La cour estime que la combinaison verbale n’a pas non plus de caractère distinctif pour ces produits et services au motif qu’elle aurait différentes significations. Les significations alléguées par Mecklermedia (l’ensemble abstrait des applications internet, le réseau à vocation mondiale que constitue internet et internet comme monde virtuel) sont apparentées les unes aux autres ou sont étroitement liées entre elles. L’abandon de l’article « the », ce qui se rencontre particulièrement en anglais pour les titres de revues etc., n’implique pas davantage que la combinaison verbale recèlerait quelque chose de plus.
La cour prend notamment en considération le fait que l’usage du mot anglais « world » ne confère aucun caractère distinctif à la combinaison verbale étant donné que ce mot tout comme le mot allemand « Welt » par exemple, sont des mots connus dans le Benelux, tandis que le mot « internet » est devenu dans le langage courant une dénomination usuelle dans le domaine de l’informatique dans le Benelux. Il n’appert pas non plus que le public (concerné) percevra que la combinaison verbale remplit la fonction d’une marque pour les produits et services visés.
De plus, l’acceptation du signe INTERNET WORLD comme marque pour ces produits et services empêcherait des tiers de désigner des produits ou services identiques ou similaires avec cette combinaison verbale.
La circonstance que le signe a été enregistré comme marque après examen d’antériorités dans quatre pays n’implique pas forcément que le signe posséderait aussi un caractère distinctif dans le Benelux étant donné que la réponse sur ce point dépend notamment des conceptions y relatives sur le territoire Benelux, sans oublier que toute demande d’enregistrement d’un dépôt doit être appréciée sur ses mérites propres. Il en va de même à l’égard du moyen tiré par le Bureau de l’enregistrement d’autres marques telles que INTERNET WORLD, INTERNET MARKETING LAB et le dépôt antérieur INTERNET WORLD, la cour faisant observer qu’en tout cas l’enregistrement antérieur de INTERNET WORLD a été effectué sous l’empire de la législation antérieure au 1er janvier 1996, à une époque où la compétence de refus telle que visée à l’article 6bis de la LBM n’avait pas encore été conférée au Bureau.

La cour considère cependant que l’on ne saurait dénier un certain caractère distinctif à la combinaison verbale pour d’autres produits et services que ceux se rapportant au monde d’internet ou à internet.

8. Mecklermedia défend en outre le point de vue que le signe INTERNET WORLD, de par son usage intensif depuis 1992, a été consacré par l’usage pour les produits et services pour lesquels il a été déposé, y compris les produits et services se rapportant au monde d’internet, mais que les preuves à l’appui de ce point de vue n’ont pas pu être réunies à temps.
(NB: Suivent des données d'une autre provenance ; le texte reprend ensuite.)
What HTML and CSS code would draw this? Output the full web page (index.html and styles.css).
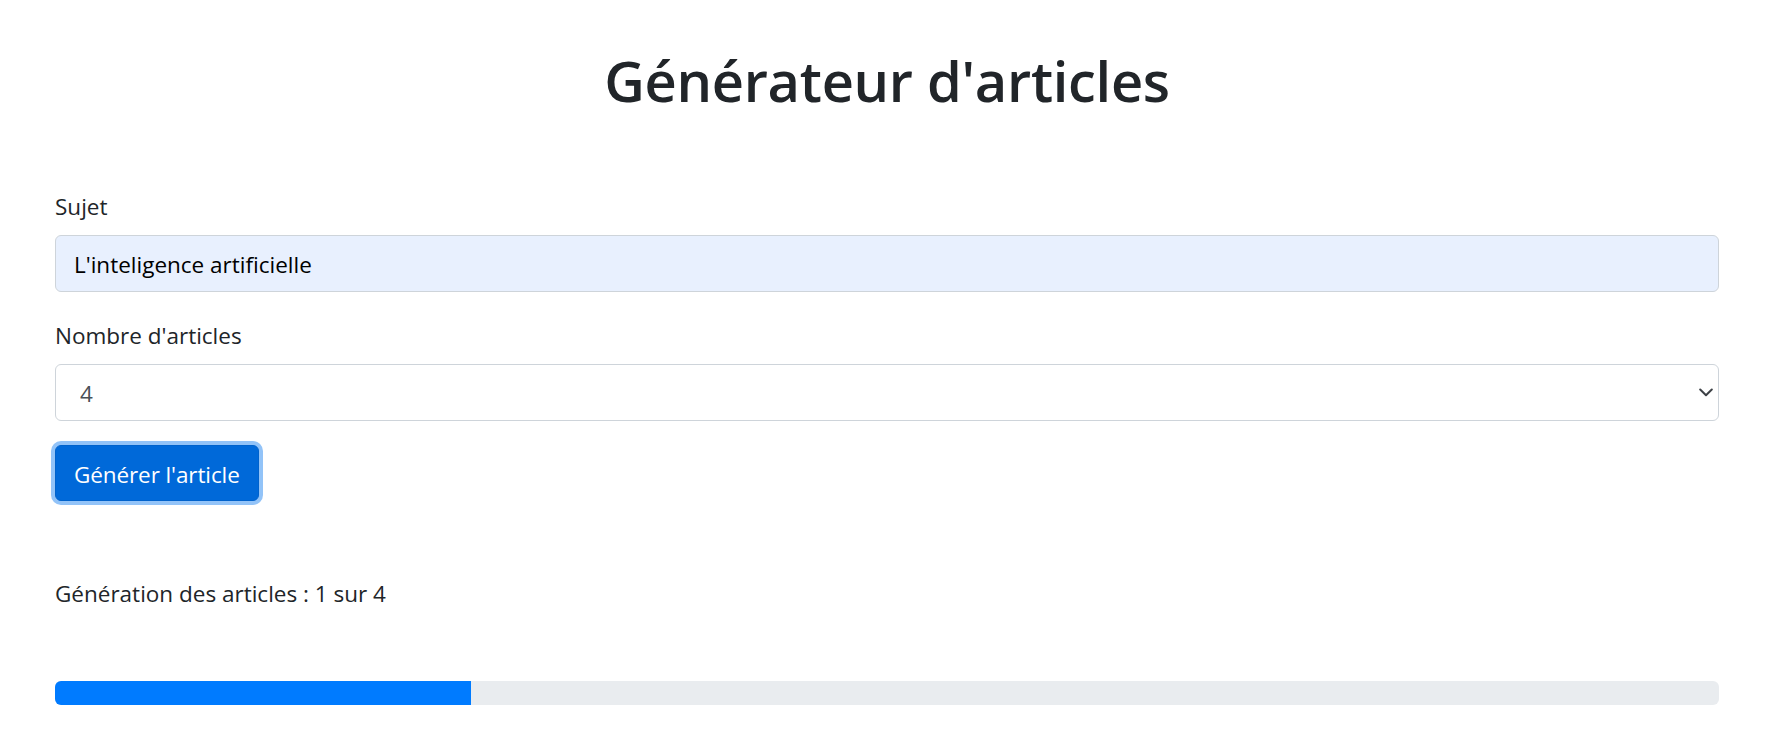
FILE: index.html
```html
<!DOCTYPE html>
<html lang="fr">
<head>
<meta charset="utf-8">
<title>Générateur d'articles</title>
<link rel="stylesheet" href="styles.css">
</head>
<body>
<main class="container">
  <h1 class="title">Générateur d'articles</h1>
  <form class="form">
    <div class="group">
      <label class="label" for="sujet">Sujet</label>
      <input class="control control-autofill" id="sujet" type="text" value="L'inteligence artificielle">
    </div>
    <div class="group">
      <label class="label" for="nombre">Nombre d'articles</label>
      <div class="select-wrap">
        <select class="control select" id="nombre">
          <option>1</option>
          <option>2</option>
          <option>3</option>
          <option selected>4</option>
          <option>5</option>
        </select>
        <svg class="chevron" width="14" height="9" viewBox="0 0 14 9" aria-hidden="true">
          <path d="M1.2 1.5 L7 7.2 L12.8 1.5" fill="none" stroke="#3d4146" stroke-width="2" stroke-linecap="round" stroke-linejoin="round"/>
        </svg>
      </div>
    </div>
    <button class="btn" type="button">Générer l'article</button>
  </form>
  <p class="status">Génération des articles : 1 sur 4</p>
  <div class="progress"><div class="progress-bar" style="width:25%"></div></div>
</main>
</body>
</html>
```
FILE: styles.css
```css
* { box-sizing: border-box; }
html, body { margin: 0; padding: 0; background: #fff; }
body {
  font-family: "Open Sans", "Noto Sans", sans-serif;
  color: #212529;
  font-size: 22.5px;
  line-height: 36px;
}
.container {
  padding: 44px 57px 0 55px;
}
.title {
  margin: 0 0 71px;
  font-size: 56px;
  line-height: 72px;
  font-weight: 600;
  letter-spacing: -0.3px;
  text-align: center;
  color: #212529;
}
.form { display: flex; flex-direction: column; align-items: flex-start; }
.group { width: 100%; margin-bottom: 24px; display: flex; flex-direction: column; }
.label { display: block; margin-bottom: 12px; height: 36px; padding-top: 2px; }
.control {
  display: block;
  width: 100%;
  height: 57px;
  padding: 2px 18px 0;
  font-family: inherit;
  font-size: 22.5px;
  border: 1.5px solid #ced4da;
  border-radius: 6px;
  background: #fff;
  color: #495057;
  outline: none;
}
.control-autofill { background: #e8f0fe; color: #000; }
.select-wrap { position: relative; width: 100%; }
.select {
  appearance: none;
  -webkit-appearance: none;
  padding-left: 24px;
  color: #495057;
}
.chevron {
  position: absolute;
  right: 6px;
  top: 24px;
  pointer-events: none;
}
.btn {
  height: 56px;
  padding: 2px 18px 0;
  font-family: inherit;
  font-size: 22.5px;
  letter-spacing: -0.1px;
  color: #fff;
  background: #0069d9;
  border: 1.5px solid #0062cc;
  border-radius: 6px;
  box-shadow: 0 0 0 4px #92c3f8;
  cursor: pointer;
}
.status { margin: 73px 0 71px; height: 36px; padding-top: 2px; }
.progress {
  height: 24px;
  background: #e9ecef;
  border-radius: 6px;
  overflow: hidden;
  display: flex;
}
.progress-bar { background: #007bff; height: 100%; }
```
9. Contrairement à ce que pense le Bureau, la requérante est en principe libre de produire, même en cours de procédure sur requête, des pièces à l’appui du moyen tiré de la consécration par l’usage qui a été invoqué dans la réclamation pour lui permettre d’en inférer la consécration du signe concerné par l’usage avant la date du dépôt.

10. Dès lors que, en l’espèce, Mecklermedia n’appuie la prétendue consécration par l’usage sur aucun élément de fait, nonobstant l’occasion qui lui avait été donnée par le Bureau, cette allégation est écartée. L’enregistrement antérieur du signe INTERNET WORLD (en 1995) ne suffit pas à cette fin. En effet, la consécration par l’usage suppose un usage effectif intense et de longue durée du signe dans le Benelux, lequel n’est pas avéré dans le cas d’espèce.

11. Il suit de ce qui précède que la demande principale de Mecklermedia doit être rejetée et que la demande subsidiaire sera accueillie, entraînant la compensation des dépens, dès lors que les deux parties sont partiellement déboutées.

Décision

La cour :

ordonne au Bureau Benelux des Marques de procéder à l’enregistrement du dépôt de la marque verbale INTERNET WORLD, tel qu’il a été effectué le 5 juillet 1996 sous le numéro 874.472 et complété ultérieurement, pour les services dans :
- la classe 35 : organisation et tenue d’exhibitions commerciales et d’expositions à des fins publicitaires et commerciales, pour autant qu’elles ne se rapportent pas au monde d’internet ou à internet;
- la classe 41 : organisation et tenue de conférences, pour autant qu’elles ne se rapportent pas au monde d’internet ou à internet;

rejette pour le surplus la demande de Mecklermedia;

compense les dépens de la procédure en ce sens que chaque partie supportera ses propres dépens.

La présente ordonnance a été rendue par messieurs Fasseur-van Santen, Van den Ende-Wiefkers et van Sandick, et prononcée à l'audience publique du 5 mars 1998 en présence du greffier.